Project Everyone (led by Richard Curtis) did an amazing job of raising the profile of the Goals when they were agreed, including developing the fantastic infographic that captures all the Goals, and engaging celebrities in the Global Goals campaign. That campaign needs to continue and expand. For the Goals to work, we need to all be talking about them.
Partnerships for solutions
Another common theme at the conference was the need to massively ramp up transformative activity which can drive sustainable development to achieve the Goals. 2030 is not far away.
So how do we ramp up? It is clear that Innovation across all spheres is needed (technical, social, economic and political), and working together is the best way to achieve that. Businesses are well placed to provide leadership in providing solutions and innovations for the Goals. In particular, financial institutions are beginning to think about the viability of their future investments, and that should translate to investing in a sustainable future.
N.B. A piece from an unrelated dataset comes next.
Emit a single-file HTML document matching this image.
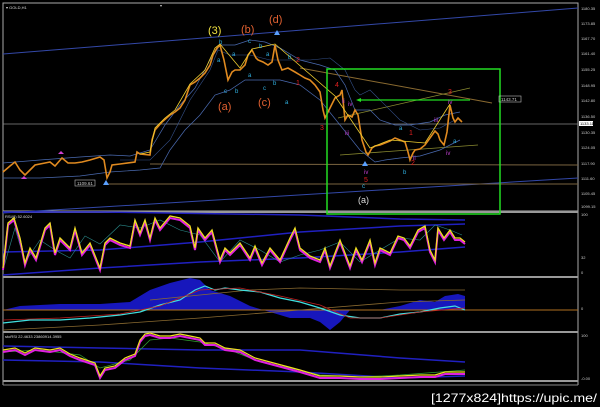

Academic institutions are well placed to think ‘big’ and innovate, providing blue prints for achieving the Goals. Governments grapple with short term vote chasing and other pressing issues, but they must act and invest for a sustainable future. We were encouraged to hear at UKSSD from Lord Bates, Minister of State for Department for International Development (DFID), that all UK Government Departments will be required to work on the Goals which are relevant to them. Whether this leads to the exponential leap forward that society requires remains to be seen, and it will be up to civil society to make sure it happens.
Ultimately, partnerships between government, industry, academia, are essential. UKSSD has already shown it is fulfilling a much needed role in enabling progressive new partnerships to be forged.